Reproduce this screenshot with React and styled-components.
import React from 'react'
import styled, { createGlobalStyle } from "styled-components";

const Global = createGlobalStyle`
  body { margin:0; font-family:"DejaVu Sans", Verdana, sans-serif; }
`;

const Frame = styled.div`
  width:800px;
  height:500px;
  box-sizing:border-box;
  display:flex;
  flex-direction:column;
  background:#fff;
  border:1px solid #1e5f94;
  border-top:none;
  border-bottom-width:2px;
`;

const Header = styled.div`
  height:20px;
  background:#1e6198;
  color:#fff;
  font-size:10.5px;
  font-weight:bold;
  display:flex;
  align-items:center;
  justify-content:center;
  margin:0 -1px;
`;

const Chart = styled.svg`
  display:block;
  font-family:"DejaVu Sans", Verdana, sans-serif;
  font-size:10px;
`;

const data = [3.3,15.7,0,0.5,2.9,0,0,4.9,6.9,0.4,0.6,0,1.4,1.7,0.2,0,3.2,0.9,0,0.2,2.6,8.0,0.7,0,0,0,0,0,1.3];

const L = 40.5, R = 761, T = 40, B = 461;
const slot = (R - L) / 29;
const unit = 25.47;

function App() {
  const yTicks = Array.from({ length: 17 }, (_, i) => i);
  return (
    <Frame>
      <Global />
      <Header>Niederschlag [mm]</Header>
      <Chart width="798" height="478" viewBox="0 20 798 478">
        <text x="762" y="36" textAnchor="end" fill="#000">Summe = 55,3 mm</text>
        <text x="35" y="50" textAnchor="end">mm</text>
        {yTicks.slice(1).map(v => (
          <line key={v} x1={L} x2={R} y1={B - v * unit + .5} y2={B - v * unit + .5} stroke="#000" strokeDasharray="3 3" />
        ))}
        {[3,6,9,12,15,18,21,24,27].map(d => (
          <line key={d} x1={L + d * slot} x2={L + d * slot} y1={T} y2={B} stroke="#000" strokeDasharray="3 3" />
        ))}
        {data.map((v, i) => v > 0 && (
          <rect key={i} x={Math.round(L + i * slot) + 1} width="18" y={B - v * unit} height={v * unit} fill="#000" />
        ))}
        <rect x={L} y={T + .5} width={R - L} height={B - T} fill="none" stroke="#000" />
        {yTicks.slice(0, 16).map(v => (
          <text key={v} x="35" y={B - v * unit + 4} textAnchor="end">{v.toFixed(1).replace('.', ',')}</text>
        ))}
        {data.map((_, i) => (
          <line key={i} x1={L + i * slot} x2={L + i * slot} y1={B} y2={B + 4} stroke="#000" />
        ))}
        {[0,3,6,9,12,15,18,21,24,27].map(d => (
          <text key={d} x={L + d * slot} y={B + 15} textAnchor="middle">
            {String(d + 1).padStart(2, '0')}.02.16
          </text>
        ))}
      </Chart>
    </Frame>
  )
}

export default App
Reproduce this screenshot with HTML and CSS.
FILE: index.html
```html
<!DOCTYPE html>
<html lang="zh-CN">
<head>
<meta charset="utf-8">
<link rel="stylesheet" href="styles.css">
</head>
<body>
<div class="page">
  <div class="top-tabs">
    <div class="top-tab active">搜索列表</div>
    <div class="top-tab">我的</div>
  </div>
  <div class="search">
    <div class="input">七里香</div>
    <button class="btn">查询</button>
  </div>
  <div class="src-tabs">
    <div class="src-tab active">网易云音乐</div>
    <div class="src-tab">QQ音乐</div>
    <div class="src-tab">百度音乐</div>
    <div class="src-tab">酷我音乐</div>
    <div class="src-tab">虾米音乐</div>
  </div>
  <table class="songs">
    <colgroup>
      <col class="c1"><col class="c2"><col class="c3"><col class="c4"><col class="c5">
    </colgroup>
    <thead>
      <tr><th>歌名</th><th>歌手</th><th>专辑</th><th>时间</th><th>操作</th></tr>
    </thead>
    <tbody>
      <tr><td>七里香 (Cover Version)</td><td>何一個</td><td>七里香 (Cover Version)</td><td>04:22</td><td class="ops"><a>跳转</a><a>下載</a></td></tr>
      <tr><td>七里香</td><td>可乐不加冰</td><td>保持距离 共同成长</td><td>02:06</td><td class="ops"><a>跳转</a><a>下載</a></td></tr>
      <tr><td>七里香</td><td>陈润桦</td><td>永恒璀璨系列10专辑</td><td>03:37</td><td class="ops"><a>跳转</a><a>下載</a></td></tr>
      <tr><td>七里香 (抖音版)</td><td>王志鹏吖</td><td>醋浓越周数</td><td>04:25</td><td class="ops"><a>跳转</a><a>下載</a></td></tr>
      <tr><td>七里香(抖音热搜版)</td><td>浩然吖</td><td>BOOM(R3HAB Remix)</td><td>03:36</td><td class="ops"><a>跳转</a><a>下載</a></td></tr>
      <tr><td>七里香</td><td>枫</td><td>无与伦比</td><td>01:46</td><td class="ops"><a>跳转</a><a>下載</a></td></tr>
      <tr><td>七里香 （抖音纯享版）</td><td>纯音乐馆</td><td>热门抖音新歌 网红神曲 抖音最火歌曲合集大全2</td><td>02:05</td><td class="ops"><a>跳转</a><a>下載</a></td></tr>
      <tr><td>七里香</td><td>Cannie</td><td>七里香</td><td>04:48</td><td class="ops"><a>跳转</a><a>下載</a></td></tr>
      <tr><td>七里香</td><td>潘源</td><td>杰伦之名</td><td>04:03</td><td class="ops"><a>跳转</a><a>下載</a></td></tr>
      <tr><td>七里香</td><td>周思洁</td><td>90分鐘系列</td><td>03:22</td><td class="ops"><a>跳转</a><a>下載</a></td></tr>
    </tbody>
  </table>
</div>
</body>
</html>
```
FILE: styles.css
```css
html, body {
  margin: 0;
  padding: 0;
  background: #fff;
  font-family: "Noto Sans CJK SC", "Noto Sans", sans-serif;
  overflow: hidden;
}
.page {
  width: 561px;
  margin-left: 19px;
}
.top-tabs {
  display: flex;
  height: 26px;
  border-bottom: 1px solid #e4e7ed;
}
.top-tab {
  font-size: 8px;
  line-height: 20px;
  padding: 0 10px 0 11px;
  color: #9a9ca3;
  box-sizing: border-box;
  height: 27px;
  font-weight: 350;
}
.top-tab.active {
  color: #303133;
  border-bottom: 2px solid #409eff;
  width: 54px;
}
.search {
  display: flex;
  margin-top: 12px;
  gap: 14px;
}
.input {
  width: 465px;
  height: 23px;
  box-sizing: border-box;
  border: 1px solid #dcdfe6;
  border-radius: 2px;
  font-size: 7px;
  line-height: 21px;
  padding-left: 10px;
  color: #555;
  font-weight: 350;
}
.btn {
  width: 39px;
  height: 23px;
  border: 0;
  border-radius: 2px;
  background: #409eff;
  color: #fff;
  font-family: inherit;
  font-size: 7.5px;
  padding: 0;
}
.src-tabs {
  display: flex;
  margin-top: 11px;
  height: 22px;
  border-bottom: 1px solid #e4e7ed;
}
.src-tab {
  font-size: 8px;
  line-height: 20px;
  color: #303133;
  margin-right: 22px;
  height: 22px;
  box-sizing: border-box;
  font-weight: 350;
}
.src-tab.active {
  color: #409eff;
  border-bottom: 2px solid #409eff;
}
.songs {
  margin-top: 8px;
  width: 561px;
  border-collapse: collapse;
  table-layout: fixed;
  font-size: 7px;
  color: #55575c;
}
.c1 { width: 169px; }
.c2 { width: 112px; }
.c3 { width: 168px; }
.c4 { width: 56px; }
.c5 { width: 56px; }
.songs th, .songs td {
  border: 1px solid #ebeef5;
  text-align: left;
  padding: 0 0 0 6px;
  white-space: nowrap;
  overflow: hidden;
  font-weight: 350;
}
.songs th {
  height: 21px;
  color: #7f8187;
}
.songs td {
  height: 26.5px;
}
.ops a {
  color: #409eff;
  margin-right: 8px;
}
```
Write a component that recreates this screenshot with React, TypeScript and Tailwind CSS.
+ + + + +
**OBJECTIVE**
Repeat the records exactly, including every line.

**TASK RESULT**
Reproduce this screenshot with React and styled-components.
import React from 'react'
import styled, { createGlobalStyle } from "styled-components";

const Global = createGlobalStyle`
  body { margin:0; font-family:"DejaVu Sans", Verdana, sans-serif; }
`;

const Frame = styled.div`
  width:800px;
  height:500px;
  box-sizing:border-box;
  display:flex;
  flex-direction:column;
  background:#fff;
  border:1px solid #1e5f94;
  border-top:none;
  border-bottom-width:2px;
`;

const Header = styled.div`
  height:20px;
  background:#1e6198;
  color:#fff;
  font-size:10.5px;
  font-weight:bold;
  display:flex;
  align-items:center;
  justify-content:center;
  margin:0 -1px;
`;

const Chart = styled.svg`
  display:block;
  font-family:"DejaVu Sans", Verdana, sans-serif;
  font-size:10px;
`;

const data = [3.3,15.7,0,0.5,2.9,0,0,4.9,6.9,0.4,0.6,0,1.4,1.7,0.2,0,3.2,0.9,0,0.2,2.6,8.0,0.7,0,0,0,0,0,1.3];

const L = 40.5, R = 761, T = 40, B = 461;
const slot = (R - L) / 29;
const unit = 25.47;

function App() {
  const yTicks = Array.from({ length: 17 }, (_, i) => i);
  return (
    <Frame>
      <Global />
      <Header>Niederschlag [mm]</Header>
      <Chart width="798" height="478" viewBox="0 20 798 478">
        <text x="762" y="36" textAnchor="end" fill="#000">Summe = 55,3 mm</text>
        <text x="35" y="50" textAnchor="end">mm</text>
        {yTicks.slice(1).map(v => (
          <line key={v} x1={L} x2={R} y1={B - v * unit + .5} y2={B - v * unit + .5} stroke="#000" strokeDasharray="3 3" />
        ))}
        {[3,6,9,12,15,18,21,24,27].map(d => (
          <line key={d} x1={L + d * slot} x2={L + d * slot} y1={T} y2={B} stroke="#000" strokeDasharray="3 3" />
        ))}
        {data.map((v, i) => v > 0 && (
          <rect key={i} x={Math.round(L + i * slot) + 1} width="18" y={B - v * unit} height={v * unit} fill="#000" />
        ))}
        <rect x={L} y={T + .5} width={R - L} height={B - T} fill="none" stroke="#000" />
        {yTicks.slice(0, 16).map(v => (
          <text key={v} x="35" y={B - v * unit + 4} textAnchor="end">{v.toFixed(1).replace('.', ',')}</text>
        ))}
        {data.map((_, i) => (
          <line key={i} x1={L + i * slot} x2={L + i * slot} y1={B} y2={B + 4} stroke="#000" />
        ))}
        {[0,3,6,9,12,15,18,21,24,27].map(d => (
          <text key={d} x={L + d * slot} y={B + 15} textAnchor="middle">
            {String(d + 1).padStart(2, '0')}.02.16
          </text>
        ))}
      </Chart>
    </Frame>
  )
}

export default App
Reproduce this screenshot with HTML and CSS.
FILE: index.html
```html
<!DOCTYPE html>
<html lang="zh-CN">
<head>
<meta charset="utf-8">
<link rel="stylesheet" href="styles.css">
</head>
<body>
<div class="page">
  <div class="top-tabs">
    <div class="top-tab active">搜索列表</div>
    <div class="top-tab">我的</div>
  </div>
  <div class="search">
    <div class="input">七里香</div>
    <button class="btn">查询</button>
  </div>
  <div class="src-tabs">
    <div class="src-tab active">网易云音乐</div>
    <div class="src-tab">QQ音乐</div>
    <div class="src-tab">百度音乐</div>
    <div class="src-tab">酷我音乐</div>
    <div class="src-tab">虾米音乐</div>
  </div>
  <table class="songs">
    <colgroup>
      <col class="c1"><col class="c2"><col class="c3"><col class="c4"><col class="c5">
    </colgroup>
    <thead>
      <tr><th>歌名</th><th>歌手</th><th>专辑</th><th>时间</th><th>操作</th></tr>
    </thead>
    <tbody>
      <tr><td>七里香 (Cover Version)</td><td>何一個</td><td>七里香 (Cover Version)</td><td>04:22</td><td class="ops"><a>跳转</a><a>下載</a></td></tr>
      <tr><td>七里香</td><td>可乐不加冰</td><td>保持距离 共同成长</td><td>02:06</td><td class="ops"><a>跳转</a><a>下載</a></td></tr>
      <tr><td>七里香</td><td>陈润桦</td><td>永恒璀璨系列10专辑</td><td>03:37</td><td class="ops"><a>跳转</a><a>下載</a></td></tr>
      <tr><td>七里香 (抖音版)</td><td>王志鹏吖</td><td>醋浓越周数</td><td>04:25</td><td class="ops"><a>跳转</a><a>下載</a></td></tr>
      <tr><td>七里香(抖音热搜版)</td><td>浩然吖</td><td>BOOM(R3HAB Remix)</td><td>03:36</td><td class="ops"><a>跳转</a><a>下載</a></td></tr>
      <tr><td>七里香</td><td>枫</td><td>无与伦比</td><td>01:46</td><td class="ops"><a>跳转</a><a>下載</a></td></tr>
      <tr><td>七里香 （抖音纯享版）</td><td>纯音乐馆</td><td>热门抖音新歌 网红神曲 抖音最火歌曲合集大全2</td><td>02:05</td><td class="ops"><a>跳转</a><a>下載</a></td></tr>
      <tr><td>七里香</td><td>Cannie</td><td>七里香</td><td>04:48</td><td class="ops"><a>跳转</a><a>下載</a></td></tr>
      <tr><td>七里香</td><td>潘源</td><td>杰伦之名</td><td>04:03</td><td class="ops"><a>跳转</a><a>下載</a></td></tr>
      <tr><td>七里香</td><td>周思洁</td><td>90分鐘系列</td><td>03:22</td><td class="ops"><a>跳转</a><a>下載</a></td></tr>
    </tbody>
  </table>
</div>
</body>
</html>
```
FILE: styles.css
```css
html, body {
  margin: 0;
  padding: 0;
  background: #fff;
  font-family: "Noto Sans CJK SC", "Noto Sans", sans-serif;
  overflow: hidden;
}
.page {
  width: 561px;
  margin-left: 19px;
}
.top-tabs {
  display: flex;
  height: 26px;
  border-bottom: 1px solid #e4e7ed;
}
.top-tab {
  font-size: 8px;
  line-height: 20px;
  padding: 0 10px 0 11px;
  color: #9a9ca3;
  box-sizing: border-box;
  height: 27px;
  font-weight: 350;
}
.top-tab.active {
  color: #303133;
  border-bottom: 2px solid #409eff;
  width: 54px;
}
.search {
  display: flex;
  margin-top: 12px;
  gap: 14px;
}
.input {
  width: 465px;
  height: 23px;
  box-sizing: border-box;
  border: 1px solid #dcdfe6;
  border-radius: 2px;
  font-size: 7px;
  line-height: 21px;
  padding-left: 10px;
  color: #555;
  font-weight: 350;
}
.btn {
  width: 39px;
  height: 23px;
  border: 0;
  border-radius: 2px;
  background: #409eff;
  color: #fff;
  font-family: inherit;
  font-size: 7.5px;
  padding: 0;
}
.src-tabs {
  display: flex;
  margin-top: 11px;
  height: 22px;
  border-bottom: 1px solid #e4e7ed;
}
.src-tab {
  font-size: 8px;
  line-height: 20px;
  color: #303133;
  margin-right: 22px;
  height: 22px;
  box-sizing: border-box;
  font-weight: 350;
}
.src-tab.active {
  color: #409eff;
  border-bottom: 2px solid #409eff;
}
.songs {
  margin-top: 8px;
  width: 561px;
  border-collapse: collapse;
  table-layout: fixed;
  font-size: 7px;
  color: #55575c;
}
.c1 { width: 169px; }
.c2 { width: 112px; }
.c3 { width: 168px; }
.c4 { width: 56px; }
.c5 { width: 56px; }
.songs th, .songs td {
  border: 1px solid #ebeef5;
  text-align: left;
  padding: 0 0 0 6px;
  white-space: nowrap;
  overflow: hidden;
  font-weight: 350;
}
.songs th {
  height: 21px;
  color: #7f8187;
}
.songs td {
  height: 26.5px;
}
.ops a {
  color: #409eff;
  margin-right: 8px;
}
```
Write a component that recreates this screenshot with React, TypeScript and Tailwind CSS.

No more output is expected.